The Hill reports that the Waxman-Markey cap-and-trade bill faces growing opposition on Capitol Hill — where it counts. Rep. Collin Peterson (D-MN), chair of the Agriculture Committee, says that he has a list of 45 Democrats willing to vote against the bill over its ag policies alone. Peterson says that the list is growing, not shrinking:
More and more Democrats are ready to vote against Speaker Nancy Pelosi’s climate change bill, according to a congressional committee chairman who opposes his leader.
The House Agriculture Committee Chairman Collin Peterson (D-Minn.) said Wednesday that he’s at an impasse with the lead sponsor of a climate change bill strongly backed by Pelosi (D-Calif.), and that his list of Democratic members who would join him in voting against the measure is growing rather than shrinking. …

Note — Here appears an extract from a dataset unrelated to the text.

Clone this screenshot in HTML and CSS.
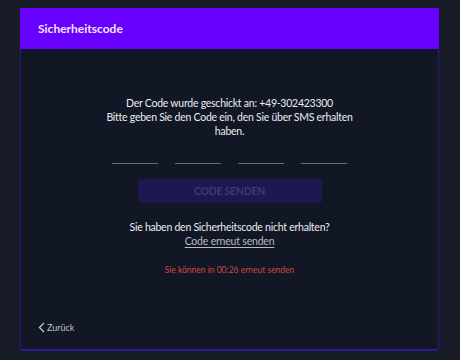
FILE: index.html
```html
<!DOCTYPE html>
<html lang="de">
<head>
<meta charset="utf-8">
<link rel="stylesheet" href="styles.css">
</head>
<body>
<div class="modal">
  <div class="modal-header">Sicherheitscode</div>
  <div class="modal-body">
    <p class="info">Der Code wurde geschickt an: +49-302423300<br>Bitte geben Sie den Code ein, den Sie über SMS erhalten haben.</p>
    <div class="code-inputs">
      <span class="code-field"></span>
      <span class="code-field"></span>
      <span class="code-field"></span>
      <span class="code-field"></span>
    </div>
    <button class="send-btn" disabled>CODE SENDEN</button>
    <p class="resend-q">Sie haben den Sicherheitscode nicht erhalten?</p>
    <a class="resend-link">Code erneut senden</a>
    <p class="timer">Sie können in 00:26 erneut senden</p>
    <div class="spacer"></div>
    <a class="back">
      <svg class="back-icon" width="7" height="11" viewBox="0 0 7 11"><path d="M6 1 L1.5 5.5 L6 10" fill="none" stroke="#c8c8d0" stroke-width="1.3"/></svg>
      Zurück
    </a>
  </div>
</div>
</body>
</html>
```
FILE: styles.css
```css
* { box-sizing: border-box; }
html, body { margin: 0; padding: 0; }
body {
  width: 460px;
  height: 360px;
  background: #181c29;
  font-family: "Lato", "Noto Sans", sans-serif;
  padding: 8px 21px 9px 20px;
}
.modal {
  height: 343px;
  display: flex;
  flex-direction: column;
}
.modal-header {
  background: #6700fd;
  height: 41px;
  color: #f0e8ff;
  font-size: 12px;
  font-weight: 700;
  padding: 0 0 1px 18px;
  display: flex;
  align-items: center;
}
.modal-body {
  flex: 1;
  background: #111724;
  border: 1px solid #2a1780;
  border-bottom: 2px solid #33198f;
  border-top: none;
  border-radius: 0 0 3px 3px;
  display: flex;
  flex-direction: column;
  align-items: center;
  color: #ececf0;
}
.info {
  margin: 47px 0 0;
  font-size: 10.5px;
  letter-spacing: -0.25px;
  line-height: 14px;
  text-align: center;
  width: 262px;
}
.code-inputs {
  display: flex;
  gap: 17px;
  margin-top: 14px;
}
.code-field {
  width: 46px;
  height: 12px;
  border-bottom: 1px solid #6a6e7a;
}
.send-btn {
  margin-top: 15px;
  width: 184px;
  height: 24px;
  border: none;
  border-radius: 3px;
  background: #1e1752;
  color: #3f3a72;
  font-family: inherit;
  font-size: 10.5px;
  letter-spacing: -0.25px;
  font-weight: 700;
}
.resend-q {
  margin: 17px 0 0;
  font-size: 10.5px;
  letter-spacing: -0.25px;
  line-height: 14px;
}
.resend-link {
  font-size: 10.5px;
  letter-spacing: -0.2px;
  line-height: 14px;
  color: #b8bac2;
  text-decoration: underline;
  text-underline-offset: 2px;
}
.timer {
  margin: 17px 0 0;
  font-size: 8.5px;
  color: #d24545;
}
.spacer { flex: 1; }
.back {
  align-self: flex-start;
  margin: 0 0 16px 17px;
  font-size: 9px;
  color: #c0c2ca;
  display: flex;
  align-items: center;
  gap: 2px;
}
```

Peterson has warned that the bill put together by Waxman and Energy and Environment subcommittee Chairman Edward Markey (D-Mass.) will fail if agriculture-related provisions aren’t altered, and he’s said he has as many as 45 votes on his side. That number of Democratic defections would certainly doom the prospects of passing the bill in the House.
And while the Agriculture chairman said he’s working to resolve those differences and not intentionally trying to torpedo the legislation, he noted that skepticism toward the bill is growing, not shrinking.
“I’m just estimating the number of votes that will be against this,” Peterson said. “I suspect that the list has grown as more members have gotten a chance to look at this. I mean, my list has grown.”
On this issue, the policy breaks across regional as well as partisan lines, which gives opponents a better shot at stopping it. Republicans have mostly opposed the C&T system, with only a few exceptions in the House, and none explicitly thus far in the Senate. However, that wouldn’t be enough to stop the bill in either chamber. The key to opposing the bill is in the regional interests at play in Congress.
Peterson, a moderate, represents the agricultural areas of Minnesota, and the Midwestern faction in Congress of either party will not allow farmers to get shafted by a C&T system. All such proposals call for restrictions on what have been highly successful farming strategies in favor of “green” initiatives that are more expensive and less efficient (which is why they’re not being used now). Family farmers already live on thin margins for their businesses, which are usually heavily leveraged; they can’t afford to take losses for the sake of ecological fads.
The coal-producing states are another potential source of bipartisan opposition. The C&T system proposed by Waxman and Markey (and Lieberman and Warner in the Senate) would radically restrict the coal industry in a short period of time. Obama himself bragged that he would put coal-generating plants out of business during the campaign. This would cause an explosion of unemployment and severe economic pain on top of what we are already experiencing in these states. Elected officials from these states cannot blithely sign away the economic future of their constituents — not unless they want an early retirement.
Peterson’s list will continue to grow as the economic realities of C&T become apparent. We need to make sure that they do.
Update: Jim Geraghty notes that the job losses would start immediately:
If climate-change legislation passes Congress in its current form, Lion Oil Co., an El Dorado refinery, will have to shutter operations within a year and lay off 1,200 workers, a company executive told a congressional panel Tuesday.
Passage of the bill “will make our survival impossible,” Steve Cousins, vice president of refining, testified before the House Energy and Commerce Subcommittee on Energy and the Environment.